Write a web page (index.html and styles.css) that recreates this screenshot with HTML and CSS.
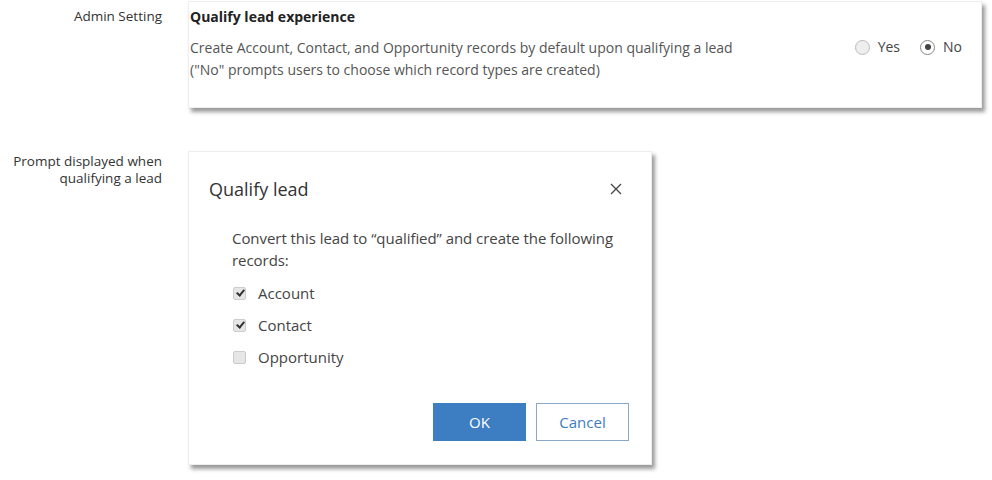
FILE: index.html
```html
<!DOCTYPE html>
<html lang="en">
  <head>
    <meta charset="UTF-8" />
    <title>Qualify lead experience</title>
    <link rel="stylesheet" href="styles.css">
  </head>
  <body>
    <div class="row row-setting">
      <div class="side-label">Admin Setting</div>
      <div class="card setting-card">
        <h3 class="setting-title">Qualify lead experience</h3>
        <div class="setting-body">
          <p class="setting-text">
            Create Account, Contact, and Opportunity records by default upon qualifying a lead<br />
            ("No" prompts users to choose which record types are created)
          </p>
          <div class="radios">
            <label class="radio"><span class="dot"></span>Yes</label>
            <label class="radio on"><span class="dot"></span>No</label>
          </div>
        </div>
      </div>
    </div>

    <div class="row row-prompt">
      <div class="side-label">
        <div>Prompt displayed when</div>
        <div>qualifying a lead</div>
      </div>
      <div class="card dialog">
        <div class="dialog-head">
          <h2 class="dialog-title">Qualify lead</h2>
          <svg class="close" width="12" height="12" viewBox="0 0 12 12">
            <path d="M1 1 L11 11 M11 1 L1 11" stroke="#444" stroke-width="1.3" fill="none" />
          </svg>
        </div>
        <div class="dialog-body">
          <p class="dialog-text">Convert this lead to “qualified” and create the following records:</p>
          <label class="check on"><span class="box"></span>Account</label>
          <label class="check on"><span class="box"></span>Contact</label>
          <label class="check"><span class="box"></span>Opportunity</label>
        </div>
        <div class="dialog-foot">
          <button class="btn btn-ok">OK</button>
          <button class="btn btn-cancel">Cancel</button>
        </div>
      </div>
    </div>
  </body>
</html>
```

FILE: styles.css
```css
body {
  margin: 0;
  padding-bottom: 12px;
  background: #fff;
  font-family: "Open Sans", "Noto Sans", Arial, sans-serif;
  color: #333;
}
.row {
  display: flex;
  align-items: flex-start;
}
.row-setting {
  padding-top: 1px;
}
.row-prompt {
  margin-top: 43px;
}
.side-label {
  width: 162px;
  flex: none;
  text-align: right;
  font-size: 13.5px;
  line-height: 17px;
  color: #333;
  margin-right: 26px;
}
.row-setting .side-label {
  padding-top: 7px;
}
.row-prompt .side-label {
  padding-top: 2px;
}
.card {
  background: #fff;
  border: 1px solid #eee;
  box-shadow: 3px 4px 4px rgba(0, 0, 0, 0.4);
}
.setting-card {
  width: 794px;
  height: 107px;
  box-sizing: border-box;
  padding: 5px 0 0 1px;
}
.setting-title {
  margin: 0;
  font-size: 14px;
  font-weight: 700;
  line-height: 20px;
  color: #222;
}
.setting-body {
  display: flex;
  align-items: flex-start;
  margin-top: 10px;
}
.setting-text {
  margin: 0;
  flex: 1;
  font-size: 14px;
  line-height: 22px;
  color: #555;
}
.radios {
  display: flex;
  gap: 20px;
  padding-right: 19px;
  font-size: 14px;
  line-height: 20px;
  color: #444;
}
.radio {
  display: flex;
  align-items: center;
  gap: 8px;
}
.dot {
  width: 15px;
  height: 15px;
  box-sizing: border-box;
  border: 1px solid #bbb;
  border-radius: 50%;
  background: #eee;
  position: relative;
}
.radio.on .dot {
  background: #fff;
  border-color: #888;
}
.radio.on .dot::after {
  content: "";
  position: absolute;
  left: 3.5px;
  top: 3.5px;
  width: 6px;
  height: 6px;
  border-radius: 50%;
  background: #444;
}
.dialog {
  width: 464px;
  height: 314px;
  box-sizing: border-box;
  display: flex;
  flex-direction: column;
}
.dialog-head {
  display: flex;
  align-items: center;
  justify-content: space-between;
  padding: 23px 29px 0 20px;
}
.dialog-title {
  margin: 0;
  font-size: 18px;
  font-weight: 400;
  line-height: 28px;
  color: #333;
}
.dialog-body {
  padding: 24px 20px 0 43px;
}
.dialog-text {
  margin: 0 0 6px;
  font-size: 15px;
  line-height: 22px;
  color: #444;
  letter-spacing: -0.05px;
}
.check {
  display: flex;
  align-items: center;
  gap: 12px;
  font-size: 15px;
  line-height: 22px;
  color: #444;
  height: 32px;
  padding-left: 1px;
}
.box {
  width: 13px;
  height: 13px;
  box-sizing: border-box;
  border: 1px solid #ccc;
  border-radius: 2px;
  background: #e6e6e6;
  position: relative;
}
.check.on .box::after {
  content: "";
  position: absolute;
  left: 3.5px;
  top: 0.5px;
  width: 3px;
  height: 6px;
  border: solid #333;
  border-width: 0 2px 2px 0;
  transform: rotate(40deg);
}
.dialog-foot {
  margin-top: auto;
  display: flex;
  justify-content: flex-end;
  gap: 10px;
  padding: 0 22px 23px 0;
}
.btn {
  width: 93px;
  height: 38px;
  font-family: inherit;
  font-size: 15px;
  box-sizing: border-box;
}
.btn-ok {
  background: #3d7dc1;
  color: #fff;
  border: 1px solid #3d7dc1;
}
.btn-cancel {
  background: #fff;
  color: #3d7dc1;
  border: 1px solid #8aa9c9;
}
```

━━━━━━━━━━

Problem – Leave out the pictures and restate everything else word for word.

Solution to the problem –
Write a web page (index.html and styles.css) that recreates this screenshot with HTML and CSS.
FILE: index.html
```html
<!DOCTYPE html>
<html lang="en">
  <head>
    <meta charset="UTF-8" />
    <title>Qualify lead experience</title>
    <link rel="stylesheet" href="styles.css">
  </head>
  <body>
    <div class="row row-setting">
      <div class="side-label">Admin Setting</div>
      <div class="card setting-card">
        <h3 class="setting-title">Qualify lead experience</h3>
        <div class="setting-body">
          <p class="setting-text">
            Create Account, Contact, and Opportunity records by default upon qualifying a lead<br />
            ("No" prompts users to choose which record types are created)
          </p>
          <div class="radios">
            <label class="radio"><span class="dot"></span>Yes</label>
            <label class="radio on"><span class="dot"></span>No</label>
          </div>
        </div>
      </div>
    </div>

    <div class="row row-prompt">
      <div class="side-label">
        <div>Prompt displayed when</div>
        <div>qualifying a lead</div>
      </div>
      <div class="card dialog">
        <div class="dialog-head">
          <h2 class="dialog-title">Qualify lead</h2>
          <svg class="close" width="12" height="12" viewBox="0 0 12 12">
            <path d="M1 1 L11 11 M11 1 L1 11" stroke="#444" stroke-width="1.3" fill="none" />
          </svg>
        </div>
        <div class="dialog-body">
          <p class="dialog-text">Convert this lead to “qualified” and create the following records:</p>
          <label class="check on"><span class="box"></span>Account</label>
          <label class="check on"><span class="box"></span>Contact</label>
          <label class="check"><span class="box"></span>Opportunity</label>
        </div>
        <div class="dialog-foot">
          <button class="btn btn-ok">OK</button>
          <button class="btn btn-cancel">Cancel</button>
        </div>
      </div>
    </div>
  </body>
</html>
```

FILE: styles.css
```css
body {
  margin: 0;
  padding-bottom: 12px;
  background: #fff;
  font-family: "Open Sans", "Noto Sans", Arial, sans-serif;
  color: #333;
}
.row {
  display: flex;
  align-items: flex-start;
}
.row-setting {
  padding-top: 1px;
}
.row-prompt {
  margin-top: 43px;
}
.side-label {
  width: 162px;
  flex: none;
  text-align: right;
  font-size: 13.5px;
  line-height: 17px;
  color: #333;
  margin-right: 26px;
}
.row-setting .side-label {
  padding-top: 7px;
}
.row-prompt .side-label {
  padding-top: 2px;
}
.card {
  background: #fff;
  border: 1px solid #eee;
  box-shadow: 3px 4px 4px rgba(0, 0, 0, 0.4);
}
.setting-card {
  width: 794px;
  height: 107px;
  box-sizing: border-box;
  padding: 5px 0 0 1px;
}
.setting-title {
  margin: 0;
  font-size: 14px;
  font-weight: 700;
  line-height: 20px;
  color: #222;
}
.setting-body {
  display: flex;
  align-items: flex-start;
  margin-top: 10px;
}
.setting-text {
  margin: 0;
  flex: 1;
  font-size: 14px;
  line-height: 22px;
  color: #555;
}
.radios {
  display: flex;
  gap: 20px;
  padding-right: 19px;
  font-size: 14px;
  line-height: 20px;
  color: #444;
}
.radio {
  display: flex;
  align-items: center;
  gap: 8px;
}
.dot {
  width: 15px;
  height: 15px;
  box-sizing: border-box;
  border: 1px solid #bbb;
  border-radius: 50%;
  background: #eee;
  position: relative;
}
.radio.on .dot {
  background: #fff;
  border-color: #888;
}
.radio.on .dot::after {
  content: "";
  position: absolute;
  left: 3.5px;
  top: 3.5px;
  width: 6px;
  height: 6px;
  border-radius: 50%;
  background: #444;
}
.dialog {
  width: 464px;
  height: 314px;
  box-sizing: border-box;
  display: flex;
  flex-direction: column;
}
.dialog-head {
  display: flex;
  align-items: center;
  justify-content: space-between;
  padding: 23px 29px 0 20px;
}
.dialog-title {
  margin: 0;
  font-size: 18px;
  font-weight: 400;
  line-height: 28px;
  color: #333;
}
.dialog-body {
  padding: 24px 20px 0 43px;
}
.dialog-text {
  margin: 0 0 6px;
  font-size: 15px;
  line-height: 22px;
  color: #444;
  letter-spacing: -0.05px;
}
.check {
  display: flex;
  align-items: center;
  gap: 12px;
  font-size: 15px;
  line-height: 22px;
  color: #444;
  height: 32px;
  padding-left: 1px;
}
.box {
  width: 13px;
  height: 13px;
  box-sizing: border-box;
  border: 1px solid #ccc;
  border-radius: 2px;
  background: #e6e6e6;
  position: relative;
}
.check.on .box::after {
  content: "";
  position: absolute;
  left: 3.5px;
  top: 0.5px;
  width: 3px;
  height: 6px;
  border: solid #333;
  border-width: 0 2px 2px 0;
  transform: rotate(40deg);
}
.dialog-foot {
  margin-top: auto;
  display: flex;
  justify-content: flex-end;
  gap: 10px;
  padding: 0 22px 23px 0;
}
.btn {
  width: 93px;
  height: 38px;
  font-family: inherit;
  font-size: 15px;
  box-sizing: border-box;
}
.btn-ok {
  background: #3d7dc1;
  color: #fff;
  border: 1px solid #3d7dc1;
}
.btn-cancel {
  background: #fff;
  color: #3d7dc1;
  border: 1px solid #8aa9c9;
}
```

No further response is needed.